Essa lacuna escancara a dependência de nossas redes de cinema em relação a Hollywood, que raramente permitem que obras de fora do eixo Estados Unidos–Europa encontrem espaço. Mesmo com a bilheteria histórica, Ne Zha 2 terá uma distribuição reduzida no país, algo impensável se fosse uma produção estadunidense. O caso evidencia a urgência de ampliar o espaço de exibição para outras cinematografias, incluindo o próprio cinema nacional, já que a qualidade dessa obra demonstra que o mundo é muito maior do que o que chega pelas mãos dos grandes estúdios americanos.
Este é, inclusive, um dos pontos em que o longa encontra ressonância temática com a realidade. Ao narrar a luta de Ne Zha contra poderes estabelecidos, o filme introduz conceitos de revolução social e questionamento de hierarquias em uma linguagem acessível ao público infantil, sem jamais subestimá-lo. Trata-se de uma ousadia rara, sobretudo quando se observa a crise criativa que afeta estúdios como Disney e Pixar, cada vez mais reféns de repetições e fórmulas prontas. Ne Zha 2 surge como uma prova de que a animação pode ser espaço de experimentação, crítica e renovação, combinando espetáculo visual com profundidade narrativa.

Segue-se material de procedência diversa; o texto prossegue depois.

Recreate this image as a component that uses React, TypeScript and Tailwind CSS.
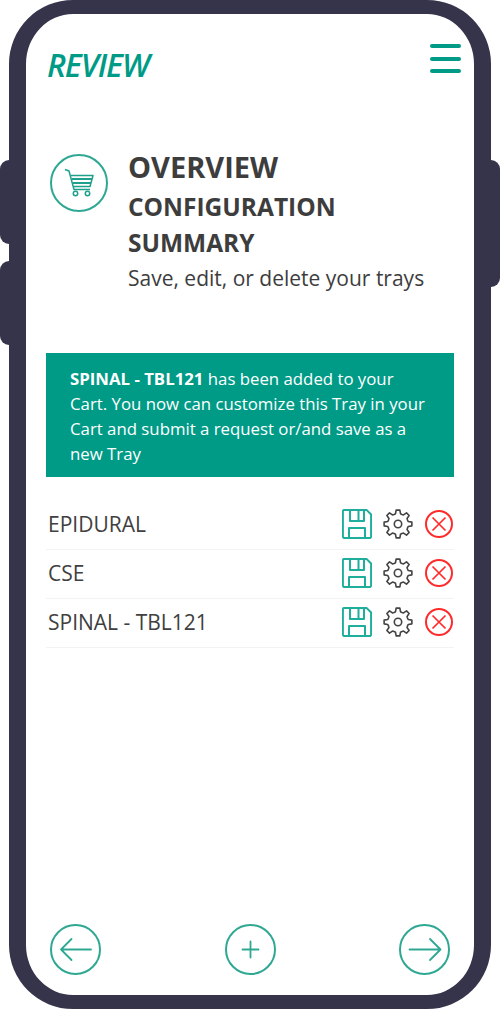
const RED = "#ff2a2a";

// 8 tooth gear outline, same as the one in the tray rows
function gearPath() {
  const pts: string[] = [];
  const teeth = 8;
  for (let i = 0; i < teeth; i++) {
    const a = (i / teeth) * Math.PI * 2 - Math.PI / 2;
    const step = (Math.PI * 2) / teeth;
    const list: [number, number][] = [
      [10.3, a - step * 0.5],
      [10.6, a - step * 0.3],
      [14, a - step * 0.17],
      [14, a + step * 0.17],
      [10.6, a + step * 0.3],
    ];
    for (const [r, t] of list) {
      pts.push(`${(15 + r * Math.cos(t)).toFixed(2)} ${(15 + r * Math.sin(t)).toFixed(2)}`);
    }
  }
  return "M" + pts.join("L") + "Z";
}

function SaveIcon() {
  return (
    <svg width="30" height="30" viewBox="0 0 30 30" fill="none" stroke="#1fae9b" strokeWidth="2" strokeLinejoin="round">
      <path d="M2 0.9H24.5L29.1 5.5V27.6a1.5 1.5 0 0 1-1.5 1.5H2.4a1.5 1.5 0 0 1-1.5-1.5V2.4a1.5 1.5 0 0 1 1.1-1.5Z" />
      <path d="M8 1V12H22V1" />
      <path d="M16.500 1V12" />
      <path d="M7 29V19H23V29" />
    </svg>
  );
}

function GearIcon() {
  return (
    <svg width="30" height="30" viewBox="0 0 30 30" fill="none" stroke="#444444" strokeWidth="1.6" strokeLinejoin="round">
      <path d={gearPath()} />
      <circle cx="15" cy="15" r="3.7" />
    </svg>
  );
}

function CloseIcon() {
  return (
    <svg width="28" height="28" viewBox="0 0 28 28" fill="none" stroke={RED} strokeWidth="2">
      <circle cx="14" cy="14" r="13" />
      <path d="M7.500 7.500L20.500 20.500M20.500 7.500L7.500 20.500" strokeWidth="1.7" />
    </svg>
  );
}

function CartIcon() {
  return (
    <svg width="30" height="30" viewBox="0 0 30 30" fill="none" stroke="#1fa08d" strokeWidth="1.5" strokeLinejoin="round">
      <path d="M1 1.500L5 3L10 21.500H26" />
      <path d="M7 7.500H29L26 18.500H10" />
      <path d="M8 11H28M9 15H27" strokeWidth="2.200" />
      <circle cx="11.500" cy="25.500" r="2.200" />
      <circle cx="23.500" cy="25.500" r="2.200" />
    </svg>
  );
}

function TrayRow({ name }: { name: string }) {
  return (
    <div className="flex h-[49px] items-center border-b border-[#f3f3f3] pl-[2px] pr-[1px]">
      <span className="flex-1 text-[21px] text-[#404040]">{name}</span>
      <div className="flex items-center pb-[2px]">
        <SaveIcon />
        <div className="ml-[11px]">
          <GearIcon />
        </div>
        <div className="ml-[12px]">
          <CloseIcon />
        </div>
      </div>
    </div>
  );
}

function RoundButton({ children }: { children: React.ReactNode }) {
  return (
    <button className="flex h-[51px] w-[51px] items-center justify-center rounded-full border-2 border-[#2fa893]">
      <svg width="47" height="47" viewBox="0 0 47 47" fill="none" stroke="#2fa893" strokeWidth="1.800" strokeLinecap="round" strokeLinejoin="round">
        {children}
      </svg>
    </button>
  );
}

export default function App() {
  return (
    <div className="relative h-[1009px] w-[500px] overflow-hidden bg-white px-[9px] font-['Open_Sans',sans-serif]">
      {/* side buttons */}
      <div className="absolute left-0 top-[160px] h-[84px] w-[14px] rounded-l-[9px] bg-[#36344a]" />
      <div className="absolute left-0 top-[261px] h-[84px] w-[14px] rounded-l-[9px] bg-[#36344a]" />
      <div className="absolute right-0 top-[160px] h-[127px] w-[14px] rounded-r-[9px] bg-[#36344a]" />

      <div className="relative flex h-full flex-col rounded-[64px] border-x-[17px] border-y-[14px] border-[#36344a] bg-white">
        <header className="flex items-start justify-between pl-[21px] pr-[13px] pt-[30px]">
          <h1 className="mt-[-5px] text-[32px] font-semibold italic leading-[52px] tracking-[-1.1px] text-[#009b87]">REVIEW</h1>
          <div className="flex w-[31px] flex-col gap-[8.500px]">
            <span className="h-[4px] rounded-full bg-[#009b87]" />
            <span className="h-[4px] rounded-full bg-[#009b87]" />
            <span className="h-[4px] rounded-full bg-[#009b87]" />
          </div>
        </header>

        <section className="mt-[56px] flex pl-[24px]">
          <div className="mt-[7px] flex h-[58px] w-[58px] shrink-0 items-center justify-center rounded-full border-2 border-[#2fa893]">
            <CartIcon />
          </div>
          <div className="ml-[20px] text-[#3d3d3d]">
            <h2 className="mb-[2px] text-[29px] font-bold leading-[40px]">OVERVIEW</h2>
            <h3 className="text-[24.500px] font-bold leading-[36px]">
              CONFIGURATION
              <br />
              SUMMARY
            </h3>
            <p className="text-[21px] leading-[34px]">Save, edit, or delete your trays</p>
          </div>
        </section>

        <div className="mx-[20px] mt-[58px] bg-[#009b87] px-[24px] pb-[11px] pt-[13px] text-[16.800px] leading-[25px] text-white">
          <strong className="font-bold">SPINAL - TBL121</strong> has been added to your Cart. You now can customize this Tray in your Cart and submit a request or/and save as a new Tray
        </div>

        <div className="mx-[20px] mt-[24px]">
          <TrayRow name="EPIDURAL" />
          <TrayRow name="CSE" />
          <TrayRow name="SPINAL - TBL121" />
        </div>

        <footer className="mt-auto flex items-center justify-between pb-[20px] pl-[24px] pr-[24px]">
          <RoundButton>
            <path d="M39 23.500H9M19.500 13L9 23.500L19.500 34" />
          </RoundButton>
          <RoundButton>
            <path d="M23.500 15.500V31.500M15.500 23.500H31.500" />
          </RoundButton>
          <RoundButton>
            <path d="M8.500 23.500H39.500M29 13L39.500 23.500L29 34" />
          </RoundButton>
        </footer>
      </div>
    </div>
  );
}
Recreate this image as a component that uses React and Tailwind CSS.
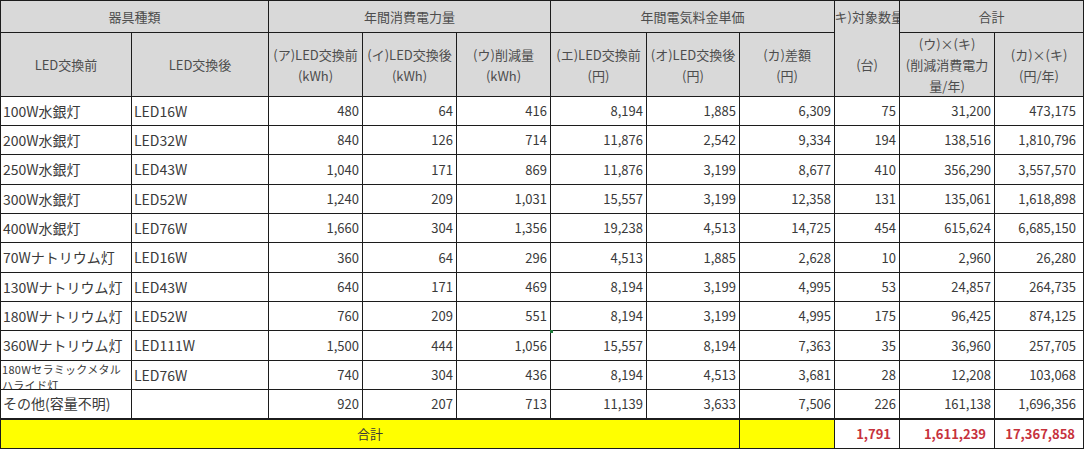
const rows = [
  ['100W水銀灯', 'LED16W', '480', '64', '416', '8,194', '1,885', '6,309', '75', '31,200', '473,175'],
  ['200W水銀灯', 'LED32W', '840', '126', '714', '11,876', '2,542', '9,334', '194', '138,516', '1,810,796'],
  ['250W水銀灯', 'LED43W', '1,040', '171', '869', '11,876', '3,199', '8,677', '410', '356,290', '3,557,570'],
  ['300W水銀灯', 'LED52W', '1,240', '209', '1,031', '15,557', '3,199', '12,358', '131', '135,061', '1,618,898'],
  ['400W水銀灯', 'LED76W', '1,660', '304', '1,356', '19,238', '4,513', '14,725', '454', '615,624', '6,685,150'],
  ['70Wナトリウム灯', 'LED16W', '360', '64', '296', '4,513', '1,885', '2,628', '10', '2,960', '26,280'],
  ['130Wナトリウム灯', 'LED43W', '640', '171', '469', '8,194', '3,199', '4,995', '53', '24,857', '264,735'],
  ['180Wナトリウム灯', 'LED52W', '760', '209', '551', '8,194', '3,199', '4,995', '175', '96,425', '874,125'],
  ['360Wナトリウム灯', 'LED111W', '1,500', '444', '1,056', '15,557', '8,194', '7,363', '35', '36,960', '257,705'],
  ['180Wセラミックメタルハライド灯', 'LED76W', '740', '304', '436', '8,194', '4,513', '3,681', '28', '12,208', '103,068'],
  ['その他(容量不明)', '', '920', '207', '713', '11,139', '3,633', '7,506', '226', '161,138', '1,696,356'],
];

const heights = ['h-[29px]', 'h-[29px]', 'h-[30px]', 'h-[29px]', 'h-[29px]', 'h-[30px]', 'h-[29px]', 'h-[29px]', 'h-[30px]', 'h-[29px]', 'h-[29px]'];
const widths = ['w-[131px]', 'w-[137px]', 'w-[94px]', 'w-[94px]', 'w-[94px]', 'w-[96px]', 'w-[93px]', 'w-[95px]', 'w-[65px]', 'w-[95px]', 'w-[89px]'];

const cell = 'border border-[#1c1c1c] p-0';
const head = `${cell} bg-[#d9d9d9] text-[#4d4d4d] text-center font-normal text-[13px] leading-[21px]`;

function Num({ v, last, mark }) {
  return (
    <td className={`${cell} relative text-right ${last ? 'pr-[7px]' : 'pr-[3px]'} text-[13px]`}>
      {mark && <span className="absolute -left-[1px] -top-[1px] w-[3px] h-[3px] bg-[#1e7b3c]" />}
      {v}
    </td>
  );
}

export default function App() {
  return (
    <div className="w-[1086px] h-[450px] bg-white overflow-hidden" style={{ fontFamily: '"Noto Sans CJK JP", "Noto Sans", sans-serif' }}>
      <table className="table-fixed border-collapse w-[1083px] text-[#3a3a3a]">
        <colgroup>
          {widths.map((w, i) => <col key={i} className={w} />)}
        </colgroup>
        <thead>
          <tr className="h-[32px]">
            <th colSpan={2} className={head}>器具種類</th>
            <th colSpan={3} className={head}>年間消費電力量</th>
            <th colSpan={3} className={head}>年間電気料金単価</th>
            <th rowSpan={2} className={`${head} align-top`}>
              <div className="flex flex-col h-[95px]">
                <div className="h-[31px] flex items-center justify-center overflow-hidden whitespace-nowrap">(キ)対象数量</div>
                <div className="flex-1 flex items-center justify-center">(台)</div>
              </div>
            </th>
            <th colSpan={2} className={head}>合計</th>
          </tr>
          <tr className="h-[64px]">
            <th className={head}>LED交換前</th>
            <th className={head}>LED交換後</th>
            <th className={head}>(ア)LED交換前<br />(kWh)</th>
            <th className={head}>(イ)LED交換後<br />(kWh)</th>
            <th className={head}>(ウ)削減量<br />(kWh)</th>
            <th className={head}>(エ)LED交換前<br />(円)</th>
            <th className={head}>(オ)LED交換後<br />(円)</th>
            <th className={head}>(カ)差額<br />(円)</th>
            <th className={head}>(ウ)×(キ)<br />(削減消費電力<br />量/年)</th>
            <th className={head}>(カ)×(キ)<br />(円/年)</th>
          </tr>
        </thead>
        <tbody>
          {rows.map((r, i) => (
            <tr key={i} className={heights[i]}>
              {i === 9 ? (
                <td className={`${cell} align-top`}>
                  <div className="h-[28px] overflow-hidden pl-[1px] text-[11px] leading-[16px] tracking-[0.3px]">
                    180Wセラミックメタル<br />ハライド灯
                  </div>
                </td>
              ) : (
                <td className={`${cell} pl-[2px] text-[14px] whitespace-nowrap`}>{r[0]}</td>
              )}
              <td className={`${cell} pl-[2px] text-[14px]`}>{r[1]}</td>
              {r.slice(2).map((v, j) => (
                <Num key={j} v={v} last={j === 8} mark={i === 8 && j === 3} />
              ))}
            </tr>
          ))}
          <tr className="h-[30px]">
            <td colSpan={7} className={`${cell} border-t-2 bg-[#ffff00] text-center text-[13px]`}>合計</td>
            <td className={`${cell} border-t-2 bg-[#ffff00]`} />
            <td className={`${cell} border-t-2 text-right pr-[8px] text-[13px] font-bold text-[#c7323c]`}>1,791</td>
            <td className={`${cell} border-t-2 text-right pr-[8px] text-[13px] font-bold text-[#c7323c]`}>1,611,239</td>
            <td className={`${cell} border-t-2 text-right pr-[8px] text-[13px] font-bold text-[#c7323c]`}>17,367,858</td>
          </tr>
        </tbody>
      </table>
    </div>
  );
}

Ao final, fica claro que a maior bilheteria de 2025 não é apenas um fenômeno comercial, mas também um marco artístico e cultural. Com roteiro bem estruturado, visuais deslumbrantes, mitologia instigante e coragem para tratar de temas complexos, Ne Zha 2: O Renascer da Alma mostra que a animação pode seguir caminhos alternativos, rompendo com a repetição de fórmulas e se juntando a produções recentes, como Flow e Homem-Aranha no Aranhaverso, que também ampliaram os horizontes do gênero. No Brasil, sua chegada não apenas oferece um espetáculo imperdível, mas também levanta uma discussão necessária sobre diversidade cultural nas telas.